- _TASK REQUIREMENTS_
Using the data below, repeat all of it precisely.

- _DATA EXTRACT_
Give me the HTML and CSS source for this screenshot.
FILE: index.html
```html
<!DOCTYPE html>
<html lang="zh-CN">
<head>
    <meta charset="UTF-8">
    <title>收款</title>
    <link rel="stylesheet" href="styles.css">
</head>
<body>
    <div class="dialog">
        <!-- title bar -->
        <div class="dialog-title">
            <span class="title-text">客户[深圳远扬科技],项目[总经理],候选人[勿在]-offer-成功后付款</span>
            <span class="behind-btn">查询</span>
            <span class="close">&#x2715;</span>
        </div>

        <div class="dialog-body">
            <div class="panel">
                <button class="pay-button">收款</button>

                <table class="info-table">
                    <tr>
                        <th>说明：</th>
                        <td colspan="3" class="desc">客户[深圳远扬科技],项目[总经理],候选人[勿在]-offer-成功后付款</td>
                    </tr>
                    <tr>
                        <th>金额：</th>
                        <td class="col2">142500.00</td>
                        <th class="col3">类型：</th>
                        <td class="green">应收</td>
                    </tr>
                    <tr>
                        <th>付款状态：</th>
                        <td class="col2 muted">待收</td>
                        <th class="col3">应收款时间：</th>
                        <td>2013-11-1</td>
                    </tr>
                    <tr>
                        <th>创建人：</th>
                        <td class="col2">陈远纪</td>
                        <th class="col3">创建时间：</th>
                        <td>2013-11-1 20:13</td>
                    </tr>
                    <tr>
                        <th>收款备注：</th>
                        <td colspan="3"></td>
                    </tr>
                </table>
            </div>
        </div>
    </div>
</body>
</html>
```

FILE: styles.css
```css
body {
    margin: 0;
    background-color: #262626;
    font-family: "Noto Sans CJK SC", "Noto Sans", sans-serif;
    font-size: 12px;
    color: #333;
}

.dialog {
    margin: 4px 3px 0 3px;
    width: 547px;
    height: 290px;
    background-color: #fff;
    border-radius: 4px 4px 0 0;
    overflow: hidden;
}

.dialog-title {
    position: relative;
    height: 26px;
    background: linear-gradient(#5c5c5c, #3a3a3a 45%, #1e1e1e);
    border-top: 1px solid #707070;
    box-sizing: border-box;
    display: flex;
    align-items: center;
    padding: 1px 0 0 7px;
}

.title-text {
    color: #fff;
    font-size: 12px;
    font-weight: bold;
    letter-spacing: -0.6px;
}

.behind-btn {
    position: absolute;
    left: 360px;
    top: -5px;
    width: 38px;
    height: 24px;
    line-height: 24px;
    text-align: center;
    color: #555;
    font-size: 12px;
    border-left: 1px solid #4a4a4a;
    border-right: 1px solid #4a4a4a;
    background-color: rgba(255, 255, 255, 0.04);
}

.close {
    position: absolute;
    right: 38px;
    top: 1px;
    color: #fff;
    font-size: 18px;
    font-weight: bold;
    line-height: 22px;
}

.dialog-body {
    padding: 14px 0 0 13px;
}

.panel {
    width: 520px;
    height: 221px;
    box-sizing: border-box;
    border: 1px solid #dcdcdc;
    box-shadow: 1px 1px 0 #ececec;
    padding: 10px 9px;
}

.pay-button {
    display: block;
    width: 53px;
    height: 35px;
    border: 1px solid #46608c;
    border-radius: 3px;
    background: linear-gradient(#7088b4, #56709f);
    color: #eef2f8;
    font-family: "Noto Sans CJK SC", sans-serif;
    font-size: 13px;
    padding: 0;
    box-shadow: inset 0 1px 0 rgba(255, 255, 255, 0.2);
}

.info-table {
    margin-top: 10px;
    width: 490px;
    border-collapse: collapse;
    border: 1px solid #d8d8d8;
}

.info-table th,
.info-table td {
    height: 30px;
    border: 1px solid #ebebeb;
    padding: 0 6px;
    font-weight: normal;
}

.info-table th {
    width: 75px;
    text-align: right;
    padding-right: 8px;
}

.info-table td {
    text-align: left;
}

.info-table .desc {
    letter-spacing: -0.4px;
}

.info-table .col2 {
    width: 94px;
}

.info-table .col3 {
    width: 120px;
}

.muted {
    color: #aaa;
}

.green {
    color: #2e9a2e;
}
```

- _OUTPUT OF THE TASK_
Give me the HTML and CSS source for this screenshot.
FILE: index.html
```html
<!DOCTYPE html>
<html lang="zh-CN">
<head>
    <meta charset="UTF-8">
    <title>收款</title>
    <link rel="stylesheet" href="styles.css">
</head>
<body>
    <div class="dialog">
        <!-- title bar -->
        <div class="dialog-title">
            <span class="title-text">客户[深圳远扬科技],项目[总经理],候选人[勿在]-offer-成功后付款</span>
            <span class="behind-btn">查询</span>
            <span class="close">&#x2715;</span>
        </div>

        <div class="dialog-body">
            <div class="panel">
                <button class="pay-button">收款</button>

                <table class="info-table">
                    <tr>
                        <th>说明：</th>
                        <td colspan="3" class="desc">客户[深圳远扬科技],项目[总经理],候选人[勿在]-offer-成功后付款</td>
                    </tr>
                    <tr>
                        <th>金额：</th>
                        <td class="col2">142500.00</td>
                        <th class="col3">类型：</th>
                        <td class="green">应收</td>
                    </tr>
                    <tr>
                        <th>付款状态：</th>
                        <td class="col2 muted">待收</td>
                        <th class="col3">应收款时间：</th>
                        <td>2013-11-1</td>
                    </tr>
                    <tr>
                        <th>创建人：</th>
                        <td class="col2">陈远纪</td>
                        <th class="col3">创建时间：</th>
                        <td>2013-11-1 20:13</td>
                    </tr>
                    <tr>
                        <th>收款备注：</th>
                        <td colspan="3"></td>
                    </tr>
                </table>
            </div>
        </div>
    </div>
</body>
</html>
```

FILE: styles.css
```css
body {
    margin: 0;
    background-color: #262626;
    font-family: "Noto Sans CJK SC", "Noto Sans", sans-serif;
    font-size: 12px;
    color: #333;
}

.dialog {
    margin: 4px 3px 0 3px;
    width: 547px;
    height: 290px;
    background-color: #fff;
    border-radius: 4px 4px 0 0;
    overflow: hidden;
}

.dialog-title {
    position: relative;
    height: 26px;
    background: linear-gradient(#5c5c5c, #3a3a3a 45%, #1e1e1e);
    border-top: 1px solid #707070;
    box-sizing: border-box;
    display: flex;
    align-items: center;
    padding: 1px 0 0 7px;
}

.title-text {
    color: #fff;
    font-size: 12px;
    font-weight: bold;
    letter-spacing: -0.6px;
}

.behind-btn {
    position: absolute;
    left: 360px;
    top: -5px;
    width: 38px;
    height: 24px;
    line-height: 24px;
    text-align: center;
    color: #555;
    font-size: 12px;
    border-left: 1px solid #4a4a4a;
    border-right: 1px solid #4a4a4a;
    background-color: rgba(255, 255, 255, 0.04);
}

.close {
    position: absolute;
    right: 38px;
    top: 1px;
    color: #fff;
    font-size: 18px;
    font-weight: bold;
    line-height: 22px;
}

.dialog-body {
    padding: 14px 0 0 13px;
}

.panel {
    width: 520px;
    height: 221px;
    box-sizing: border-box;
    border: 1px solid #dcdcdc;
    box-shadow: 1px 1px 0 #ececec;
    padding: 10px 9px;
}

.pay-button {
    display: block;
    width: 53px;
    height: 35px;
    border: 1px solid #46608c;
    border-radius: 3px;
    background: linear-gradient(#7088b4, #56709f);
    color: #eef2f8;
    font-family: "Noto Sans CJK SC", sans-serif;
    font-size: 13px;
    padding: 0;
    box-shadow: inset 0 1px 0 rgba(255, 255, 255, 0.2);
}

.info-table {
    margin-top: 10px;
    width: 490px;
    border-collapse: collapse;
    border: 1px solid #d8d8d8;
}

.info-table th,
.info-table td {
    height: 30px;
    border: 1px solid #ebebeb;
    padding: 0 6px;
    font-weight: normal;
}

.info-table th {
    width: 75px;
    text-align: right;
    padding-right: 8px;
}

.info-table td {
    text-align: left;
}

.info-table .desc {
    letter-spacing: -0.4px;
}

.info-table .col2 {
    width: 94px;
}

.info-table .col3 {
    width: 120px;
}

.muted {
    color: #aaa;
}

.green {
    color: #2e9a2e;
}
```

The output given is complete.